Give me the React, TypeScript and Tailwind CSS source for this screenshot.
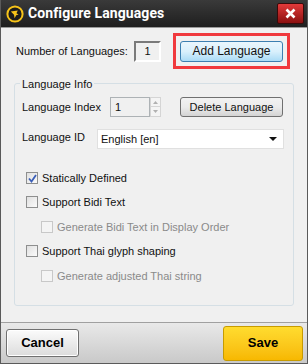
import { useState } from "react"

const font = "font-['Liberation_Sans',Arial,sans-serif]"

function Checkbox({ checked, disabled }: { checked?: boolean; disabled?: boolean }) {
  return (
    <span
      className={
        "flex h-[12px] w-[12px] shrink-0 items-center justify-center border " +
        (disabled
          ? "border-[#c8c8c8] bg-[#f4f4f4]"
          : "border-[#8e8f8f] bg-gradient-to-br from-[#e0e0e0] to-[#fbfbfb]")
      }
    >
      {checked && (
        <svg width="9" height="9" viewBox="0 0 9 9">
          <path d="M1 4.5 L3.5 7.5 L8 1" fill="none" stroke="#3b5fb8" strokeWidth="1.8" />
        </svg>
      )}
    </span>
  )
}

function CheckRow({ label, checked, disabled, indent, className }: { label: string; checked?: boolean; disabled?: boolean; indent?: boolean; className?: string }) {
  return (
    <label className={"flex h-[16px] items-center gap-[4px] " + (indent ? "pl-[26px] " : "pl-[11px] ") + (className ?? "")}>
      <Checkbox checked={checked} disabled={disabled} />
      <span className={disabled ? "text-[#8a8a8a]" : "text-[#111]"}>{label}</span>
    </label>
  )
}

export default function App() {
  const [count] = useState(1)

  return (
    <div className={`${font} flex h-[364px] w-[308px] flex-col overflow-hidden border-x border-b border-[#5a5a5a] bg-[#f0f0f0] text-[11px] text-[#111]`}>
      {/* title bar */}
      <div className="flex h-[28px] shrink-0 items-center border-b border-[#9a9a9a] bg-gradient-to-b from-[#3a3a3a] to-[#1f1f1f] pl-[5px] pr-[2px]">
        <svg width="18" height="18" viewBox="0 0 18 18" className="shrink-0">
          <circle cx="9" cy="9" r="7.6" fill="#1c1c1c" stroke="#f6c31a" strokeWidth="2" />
          <path d="M4.8 6.6 L11.8 5.4 L10.4 8.2 L12.6 9.4 L10.2 10.2 L8.6 13.2 L8 9.8 Z" fill="#f6c31a" />
        </svg>
        <span className="ml-[4px] font-['Roboto',Arial,sans-serif] text-[14px] font-bold tracking-[0.1px] text-white">
          Configure Languages
        </span>
        <button className="ml-auto mr-[1px] flex h-[21px] w-[27px] items-center justify-center rounded-[2px] border border-[#3a0a0a] bg-gradient-to-b from-[#e23a3a] to-[#8c1010]">
          <svg width="11" height="11" viewBox="0 0 11 11">
            <path d="M1.5 1.5 L9.5 9.5 M9.5 1.5 L1.5 9.5" stroke="#fff" strokeWidth="2.6" />
          </svg>
        </button>
      </div>

      {/* number of languages */}
      <div className="mt-[5px] flex items-center pl-[15px]">
        <span className="w-[118px]">Number of Languages:</span>
        <span className="flex h-[21px] w-[27px] items-center justify-center border-[2px] border-b-white border-l-[#7a7a7a] border-r-white border-t-[#7a7a7a] bg-[#f0f0f0]">
          {count}
        </span>
        <div className="ml-[12px] flex h-[36px] w-[117px] items-center justify-center border-[3px] border-[#f0393d]">
          <button className="h-[21px] w-[103px] rounded-[3px] border border-[#3c7fb1] bg-gradient-to-b from-[#eaf6fd] via-[#d9f0fc] to-[#a9dbf6] text-[12px]">
            Add Language
          </button>
        </div>
      </div>

      {/* group box */}
      <div className="relative mx-[13px] mt-[14px] rounded-[3px] border border-[#d5dfe5] pb-[21px] pt-[13px]">
        <span className="absolute -top-[8px] left-[5px] bg-[#f0f0f0] px-[2px]">Language Info</span>

        <div className="flex h-[20px] items-center pl-[7px]">
          <span className="w-[88px]">Language Index</span>
          <div className="flex h-[20px] items-center">
            <span className="flex h-[20px] w-[40px] items-center border border-[#adb2b5] bg-[#f0f0f0] pl-[4px]">1</span>
            <div className="flex h-[20px] w-[11px] flex-col">
              <span className="flex h-[10px] items-center justify-center border border-[#d5d5d5] bg-[#f4f4f4]">
                <svg width="5" height="3" viewBox="0 0 5 3"><path d="M0 3 L2.5 0 L5 3 Z" fill="#b0b0b0" /></svg>
              </span>
              <span className="flex h-[10px] items-center justify-center border border-t-0 border-[#d5d5d5] bg-[#f4f4f4]">
                <svg width="5" height="3" viewBox="0 0 5 3"><path d="M0 0 L5 0 L2.5 3 Z" fill="#b0b0b0" /></svg>
              </span>
            </div>
          </div>
          <button className="ml-[19px] h-[20px] w-[103px] rounded-[3px] border border-[#707070] bg-gradient-to-b from-[#f2f2f2] via-[#ebebeb] to-[#d4d4d4] text-[11px]">
            Delete Language
          </button>
        </div>

        <div className="mt-[12px] flex h-[20px] items-center pl-[7px]">
          <span className="-mt-[4px] w-[75px]">Language ID</span>
          <div className="flex h-[20px] w-[187px] items-center justify-between border border-[#e0e0e0] bg-white pl-[3px] pr-[6px]">
            <span>English [en]</span>
            <svg width="8" height="4" viewBox="0 0 8 4"><path d="M0 0 L8 0 L4 4 Z" fill="#111" /></svg>
          </div>
        </div>

        <CheckRow label="Statically Defined" checked className="mt-[21px]" />
        <CheckRow label="Support Bidi Text" className="mt-[8px]" />
        <CheckRow label="Generate Bidi Text in Display Order" disabled indent className="mt-[9px]" />
        <CheckRow label="Support Thai glyph shaping" className="mt-[8px]" />
        <CheckRow label="Generate adjusted Thai string" disabled indent className="mt-[9px]" />
      </div>

      <div className="flex-1" />

      {/* footer */}
      <div className="flex h-[41px] shrink-0 items-center justify-between border-t border-[#a0a0a0] bg-gradient-to-b from-[#e9e9e9] to-[#c9c9c9] pl-[5px] pr-[4px]">
        <button className="h-[28px] w-[73px] rounded-[3px] border border-[#707070] bg-gradient-to-b from-[#fbfbfb] to-[#dcdcdc] text-[13px] font-bold text-black shadow-[inset_0_0_0_1px_#fff]">
          Cancel
        </button>
        <button className="h-[35px] w-[80px] rounded-[3px] border border-[#c79b00] bg-gradient-to-b from-[#ffdc2e] to-[#f7b800] text-[13px] font-bold text-black">
          Save
        </button>
      </div>
    </div>
  )
}
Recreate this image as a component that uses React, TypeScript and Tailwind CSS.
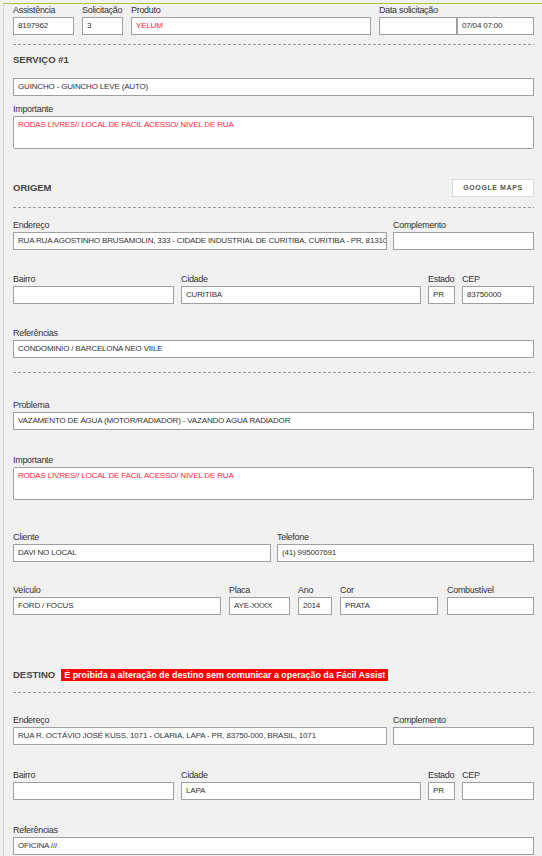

• • •

Short problem:
With all pictures left out, please transcribe exactly the lines from the start of the material through the line with "const [count] = useState(1)".

Response:
Give me the React, TypeScript and Tailwind CSS source for this screenshot.
import { useState } from "react"

const font = "font-['Liberation_Sans',Arial,sans-serif]"

function Checkbox({ checked, disabled }: { checked?: boolean; disabled?: boolean }) {
  return (
    <span
      className={
        "flex h-[12px] w-[12px] shrink-0 items-center justify-center border " +
        (disabled
          ? "border-[#c8c8c8] bg-[#f4f4f4]"
          : "border-[#8e8f8f] bg-gradient-to-br from-[#e0e0e0] to-[#fbfbfb]")
      }
    >
      {checked && (
        <svg width="9" height="9" viewBox="0 0 9 9">
          <path d="M1 4.5 L3.5 7.5 L8 1" fill="none" stroke="#3b5fb8" strokeWidth="1.8" />
        </svg>
      )}
    </span>
  )
}

function CheckRow({ label, checked, disabled, indent, className }: { label: string; checked?: boolean; disabled?: boolean; indent?: boolean; className?: string }) {
  return (
    <label className={"flex h-[16px] items-center gap-[4px] " + (indent ? "pl-[26px] " : "pl-[11px] ") + (className ?? "")}>
      <Checkbox checked={checked} disabled={disabled} />
      <span className={disabled ? "text-[#8a8a8a]" : "text-[#111]"}>{label}</span>
    </label>
  )
}

export default function App() {
  const [count] = useState(1)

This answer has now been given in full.